L’exemple de SAIPOL met aussi en avant l’importance de travailler une vision globale. En effet, réduire son empreinte carbone est crucial mais ne suffit pas. Il ne faut pas que cela se fasse au détriment d’autres domaines liés à l’environnement. Il est donc important de lancer des analyses de consommation d’énergie de façon globale et non pas uniquement sur la consommation de carbone, démarche que nous réalisons d’ailleurs avec notre partenaire Dametis.
L’aspect global de la démarche se joue également en amont de la chaine dans le cas du secteur de l’agroalimentaire. En effet, pas d’agroalimentaire sans agriculture et, comme évoqué en introduction, le secteur de l’agriculture/sylviculture représente 19% des émissions de GES. Les deux secteurs doivent donc avancer main dans la main pour contribuer conjointement à la baisse des GES.

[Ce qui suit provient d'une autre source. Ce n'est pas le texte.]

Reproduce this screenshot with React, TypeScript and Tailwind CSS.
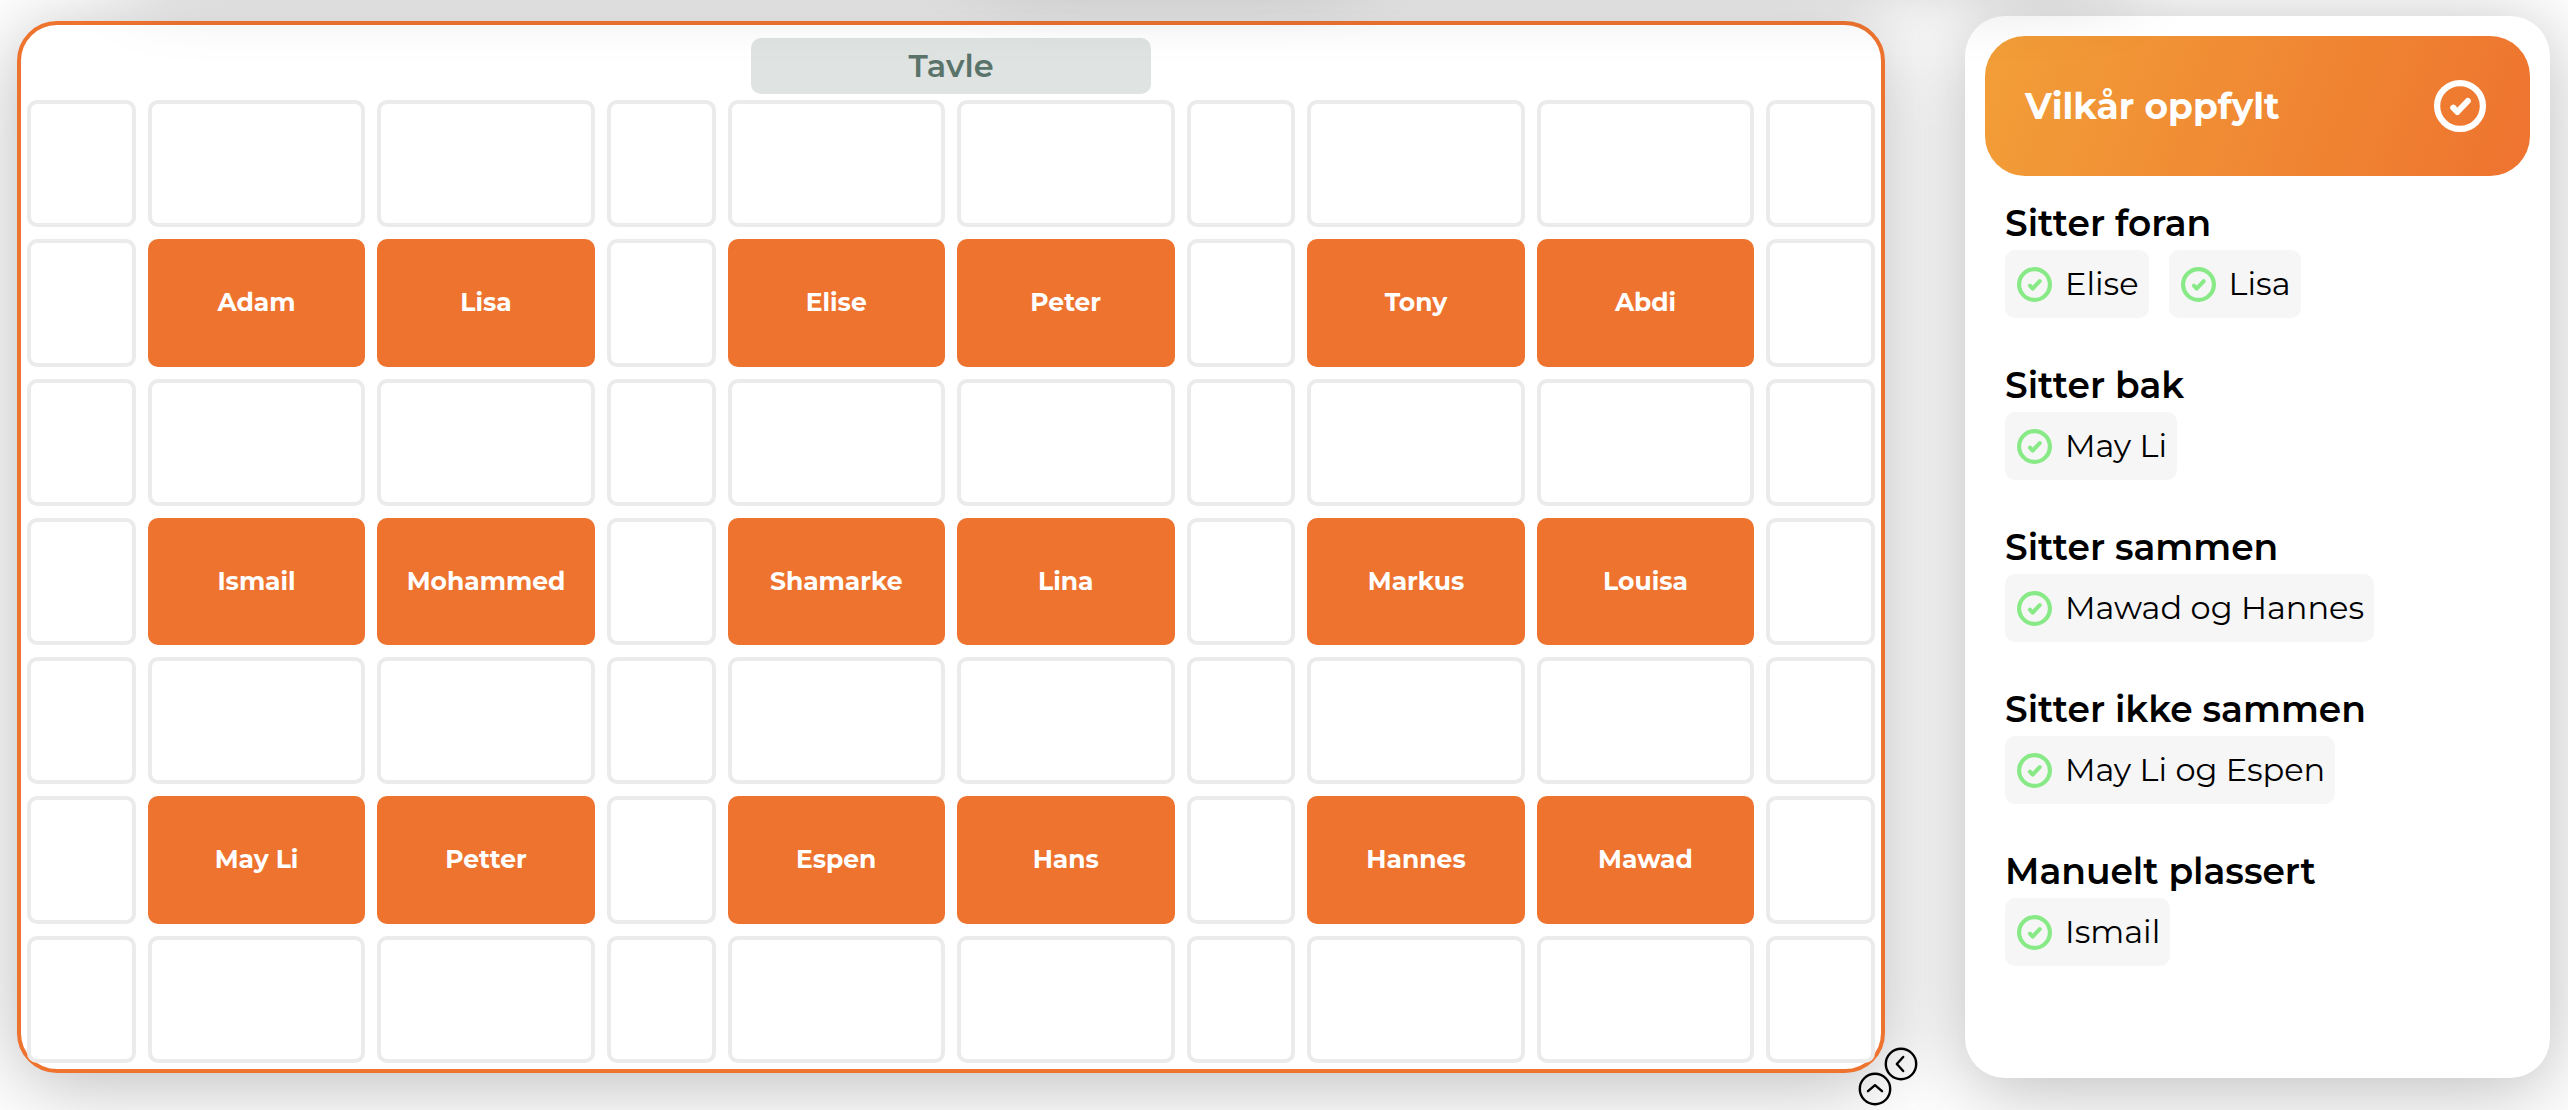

En ce sens, et malgré ses imperfections pour les raisons évoquées, il faut se féliciter de la première étape franchie par la mise en place du cadre réglementaire et des grands objectifs qu’il fixe.
La CSRD pour aider les entreprises à normaliser leur démarche
La seconde étape que représente la mise en place du CSRD (Corporate Sustainability Reporting Directive) est une très bonne chose pour encourager davantage le développement durable dans les entreprises. En fixant aux grandes entreprises et aux PME cotées en bourses de nouvelles normes obligations de reporting extra financier, la directive devrait accélérer la transition écologique en apportant un cadre plus concret.
Les entreprises pourront ainsi plus facilement identifier les domaines où des améliorations, et définir plus globalement des stratégies et des plans d’action pour y répondre.